Para a pesquisadora, São Paulo precisa investir na moradia definitiva para a população em situação de rua da mesma forma que outras cidades do mundo têm feito. "Internacionalmente o que se percebeu é que os programas de acolhimento coletivo não resultavam em soluções", conta.
Ela explica que várias grandes cidades têm investido no modelo chamado de Housing First, ou em tradução livre, Moradia Primeiro. Neste modelo, as pessoas recebem casas e são acompanhadas por uma equipe multidisciplinar para tratar questões como a dependência química, por exemplo.
José Antônio Sales, 52, veio de Goiás para São Paulo há três meses.
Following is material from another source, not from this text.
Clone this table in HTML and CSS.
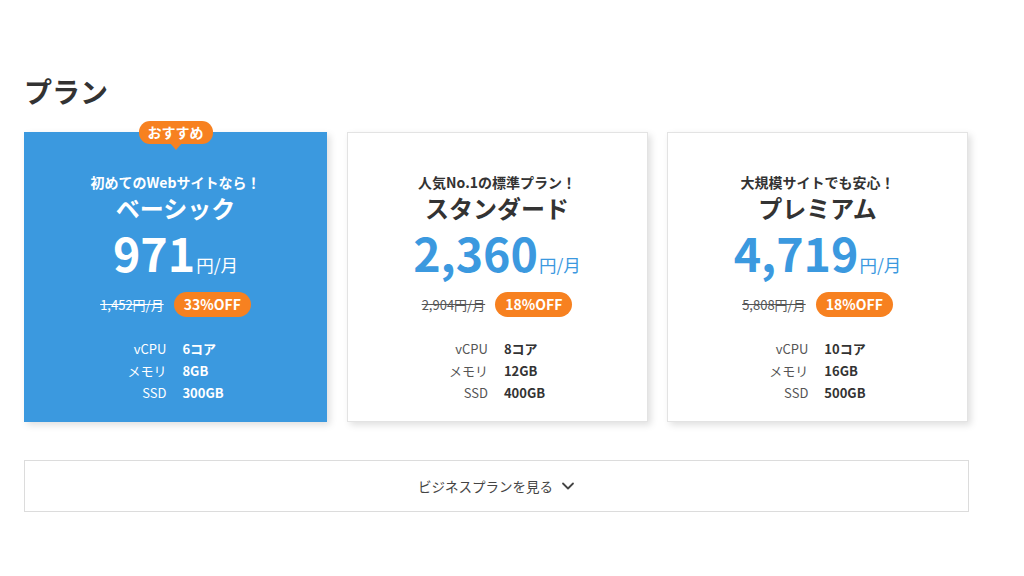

Apaixonado por música, veio para a capital para um curso de violino. O dinheiro do Auxílio Brasil não é suficiente para pagar o curso e manter uma moradia. Por isso, tem dormido nas ruas. "Eu fico na rua, mas eu pago a escola [de violino]", conta.
Reencontro?
Em São Paulo, a Prefeitura divulgou este ano um novo plano para atuar com a população em situação de rua inspirado no Housing First. Chamado de Reencontro, o programa prevê a construção de 416 casas de 12 a 18m².
As unidades serão destinadas prioritariamente a famílias, com ou sem crianças, e idosos, que estejam utilizando as ruas da cidade há menos de dois anos. Cada família poderá ficar entre 12 e 18 meses nas moradias transitórias. O investimento total no programa será de R$ 123 milhões.
Inicialmente anunciado como uma vila para pessoas em situação de rua no bairro do Bom Retiro, centro da capital, o projeto foi alterado e agora deve ser implantado nos distritos da Sé, República e Santa Cecília, também no centro.
O projeto, no entanto, é questionado por especialistas pelo caráter temporário das moradias, a priorização de pessoas com menor tempo de rua para as vagas, e a concentração de todos os moradores em uma mesma região também é alvo de críticas.
Para Aluizio Marino, pesquisador do Lab Cidade (Laboratório Espaço Público e Direito à Cidade), "não basta só criar espaços de acolhimento sem pensar uma gestão social desse espaço".
Ele afirma que o projeto pode gerar conflitos, com episódios de preconceito e segregação contra os novos moradores, caso as casas sejam instaladas todas num mesmo terreno. "É um erro muito grave. Você vai estigmatizar essas pessoas e esses territórios", conta.
O pesquisador defende ainda que sejam pensados modelos que atendam aos diferentes perfis de pessoas desabrigadas na cidade, como as pessoas com algum tipo de dependência química.
Dependência
Em audiência pública para detalhar o programa Reencontro no começo de junho, o secretário executivo de Assuntos Estratégicos da Secretaria Municipal de Assistência e Desenvolvimento Social, Alexis Vargas, disse que a estratégia do programa Reencontro não é feita para quem está em uso abusivo de álcool e drogas.
"É um público com recorte específico, embora ambos [estejam] em situação de vulnerabilidade social", afirmou o secretário na ocasião.
Para Aluizio, a gestão pública precisa enfrentar a questão da dependência química.
"As pessoas em situação de rua têm vários perfis. Você tem que ter modelos de acolhimento que deem garantias para que todos sejam de fato atendidos, e não criar guetos dessas populações"
Aluizio Marino, do LabCidade
Segundo o último Censo, 29,5% da população em situação de rua na cidade apontou a dependência de álcool e outras drogas como um dos principais motivos para estarem nas ruas.
A psicóloga e pesquisadora da Unifesp, Clarice Madruga, explica que é fundamental atuar de forma intersecretarial com a população que está nas ruas e tem alguma dependência química, aliando políticas de moradia a tratamentos de saúde.
"Tem que ter um cardápio variado porque cada dependente químico tem um caminho", conta a psicóloga.
Clarice explica ainda que grande parte dos dependentes químicos que estão em situação de rua "primeiro tiveram uma dependência que não foi tratada". Por isso, ela defende que cada vez mais se invistam em programas de prevenção à dependência, principalmente entre adolescentes.
"Tem que agir daqui para pensar daqui a cinco anos", explica. "Faz muito mais sentido em termos de política pública pensar no adolescente".